What you have to do: Search the material for the word "this" and copy each line that holds it.

--- Information shown ---

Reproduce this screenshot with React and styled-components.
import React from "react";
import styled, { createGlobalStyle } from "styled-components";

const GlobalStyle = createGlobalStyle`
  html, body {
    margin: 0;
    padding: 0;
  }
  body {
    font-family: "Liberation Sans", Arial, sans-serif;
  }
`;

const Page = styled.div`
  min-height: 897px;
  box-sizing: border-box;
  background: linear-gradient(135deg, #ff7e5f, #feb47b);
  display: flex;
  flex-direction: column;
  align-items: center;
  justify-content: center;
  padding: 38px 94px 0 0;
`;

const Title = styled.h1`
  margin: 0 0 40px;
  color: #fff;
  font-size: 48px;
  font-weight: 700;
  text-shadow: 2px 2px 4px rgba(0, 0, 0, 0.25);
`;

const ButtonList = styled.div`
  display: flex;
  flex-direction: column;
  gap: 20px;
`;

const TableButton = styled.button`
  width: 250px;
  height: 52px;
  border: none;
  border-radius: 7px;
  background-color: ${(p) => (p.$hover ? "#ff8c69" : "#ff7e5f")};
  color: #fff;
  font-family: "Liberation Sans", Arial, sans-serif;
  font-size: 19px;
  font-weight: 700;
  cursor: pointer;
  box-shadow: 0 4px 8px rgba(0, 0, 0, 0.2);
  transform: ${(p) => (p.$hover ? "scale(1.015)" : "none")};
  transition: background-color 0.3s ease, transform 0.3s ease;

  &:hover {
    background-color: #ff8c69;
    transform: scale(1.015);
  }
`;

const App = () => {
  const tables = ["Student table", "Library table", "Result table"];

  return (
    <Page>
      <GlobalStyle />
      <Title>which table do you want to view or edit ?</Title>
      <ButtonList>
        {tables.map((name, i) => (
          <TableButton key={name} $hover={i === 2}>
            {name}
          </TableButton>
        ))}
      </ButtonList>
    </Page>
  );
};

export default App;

---
--- Information shown ---

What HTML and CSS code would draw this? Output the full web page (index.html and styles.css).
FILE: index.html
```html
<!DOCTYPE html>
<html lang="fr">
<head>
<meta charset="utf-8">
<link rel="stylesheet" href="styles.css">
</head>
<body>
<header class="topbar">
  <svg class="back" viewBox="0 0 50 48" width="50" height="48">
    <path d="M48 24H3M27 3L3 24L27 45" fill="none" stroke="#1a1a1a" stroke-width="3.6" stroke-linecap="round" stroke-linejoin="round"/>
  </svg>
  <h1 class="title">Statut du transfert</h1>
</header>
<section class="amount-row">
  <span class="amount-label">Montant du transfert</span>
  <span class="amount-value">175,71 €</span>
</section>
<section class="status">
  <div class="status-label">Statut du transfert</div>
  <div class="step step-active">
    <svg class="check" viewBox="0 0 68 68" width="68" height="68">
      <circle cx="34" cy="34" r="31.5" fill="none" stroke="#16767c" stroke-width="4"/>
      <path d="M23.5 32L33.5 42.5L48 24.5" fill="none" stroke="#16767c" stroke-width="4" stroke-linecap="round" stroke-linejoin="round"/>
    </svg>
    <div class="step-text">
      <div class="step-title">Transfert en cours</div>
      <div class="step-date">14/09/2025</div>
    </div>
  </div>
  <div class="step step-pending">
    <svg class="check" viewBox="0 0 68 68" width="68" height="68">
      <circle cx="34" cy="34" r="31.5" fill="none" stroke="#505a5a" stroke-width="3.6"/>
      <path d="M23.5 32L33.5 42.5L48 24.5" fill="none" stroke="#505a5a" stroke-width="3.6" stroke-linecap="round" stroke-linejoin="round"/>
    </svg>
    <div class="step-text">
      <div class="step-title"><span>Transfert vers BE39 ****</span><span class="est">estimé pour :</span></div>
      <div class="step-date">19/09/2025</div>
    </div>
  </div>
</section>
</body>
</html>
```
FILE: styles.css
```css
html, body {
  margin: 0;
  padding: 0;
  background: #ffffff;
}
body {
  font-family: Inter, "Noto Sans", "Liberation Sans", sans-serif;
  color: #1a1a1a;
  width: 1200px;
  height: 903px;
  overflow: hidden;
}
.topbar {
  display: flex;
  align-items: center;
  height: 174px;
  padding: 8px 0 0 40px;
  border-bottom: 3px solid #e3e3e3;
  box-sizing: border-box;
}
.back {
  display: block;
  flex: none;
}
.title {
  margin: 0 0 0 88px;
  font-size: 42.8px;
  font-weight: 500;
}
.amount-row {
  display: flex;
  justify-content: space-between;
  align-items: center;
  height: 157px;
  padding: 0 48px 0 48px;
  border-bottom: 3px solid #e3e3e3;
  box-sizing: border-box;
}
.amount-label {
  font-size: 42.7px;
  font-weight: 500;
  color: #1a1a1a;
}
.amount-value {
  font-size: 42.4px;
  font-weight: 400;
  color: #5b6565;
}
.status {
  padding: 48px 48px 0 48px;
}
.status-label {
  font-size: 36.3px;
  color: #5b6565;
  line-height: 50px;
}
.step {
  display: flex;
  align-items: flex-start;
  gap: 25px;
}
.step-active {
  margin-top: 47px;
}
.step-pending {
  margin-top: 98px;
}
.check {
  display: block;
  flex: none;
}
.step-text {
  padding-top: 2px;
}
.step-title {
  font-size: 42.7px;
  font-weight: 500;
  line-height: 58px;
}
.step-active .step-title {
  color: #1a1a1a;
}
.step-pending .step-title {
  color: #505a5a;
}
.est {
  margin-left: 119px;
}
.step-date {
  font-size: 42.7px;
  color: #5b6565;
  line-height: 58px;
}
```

---
--- Information shown ---

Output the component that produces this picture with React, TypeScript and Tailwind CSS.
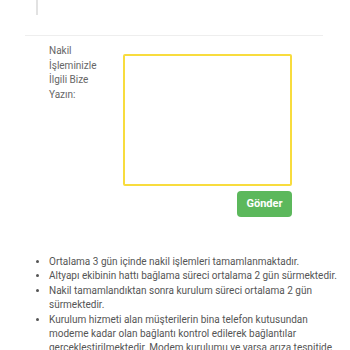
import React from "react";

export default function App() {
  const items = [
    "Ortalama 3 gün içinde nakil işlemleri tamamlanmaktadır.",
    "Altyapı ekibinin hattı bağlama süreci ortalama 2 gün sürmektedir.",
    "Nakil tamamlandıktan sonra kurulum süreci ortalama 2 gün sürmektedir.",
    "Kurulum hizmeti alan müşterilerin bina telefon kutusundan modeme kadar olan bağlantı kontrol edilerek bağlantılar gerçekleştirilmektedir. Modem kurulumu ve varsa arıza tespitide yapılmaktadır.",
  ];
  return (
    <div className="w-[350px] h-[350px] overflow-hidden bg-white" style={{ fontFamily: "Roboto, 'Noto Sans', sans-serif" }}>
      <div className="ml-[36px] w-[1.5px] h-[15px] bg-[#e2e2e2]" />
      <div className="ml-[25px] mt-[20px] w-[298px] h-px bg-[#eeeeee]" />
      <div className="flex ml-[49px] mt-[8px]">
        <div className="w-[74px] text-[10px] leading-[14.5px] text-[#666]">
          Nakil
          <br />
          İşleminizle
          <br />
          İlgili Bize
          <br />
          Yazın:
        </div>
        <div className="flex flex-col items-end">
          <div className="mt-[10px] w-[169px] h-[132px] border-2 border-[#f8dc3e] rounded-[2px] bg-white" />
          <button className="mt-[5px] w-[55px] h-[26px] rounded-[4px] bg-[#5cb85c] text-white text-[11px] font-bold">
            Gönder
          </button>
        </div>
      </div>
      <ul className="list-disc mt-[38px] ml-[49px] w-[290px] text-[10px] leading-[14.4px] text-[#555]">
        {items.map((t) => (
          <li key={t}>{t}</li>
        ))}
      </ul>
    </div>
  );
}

---

Task solution:
Reproduce this screenshot with React and styled-components.
What HTML and CSS code would draw this? Output the full web page (index.html and styles.css).
Output the component that produces this picture with React, TypeScript and Tailwind CSS.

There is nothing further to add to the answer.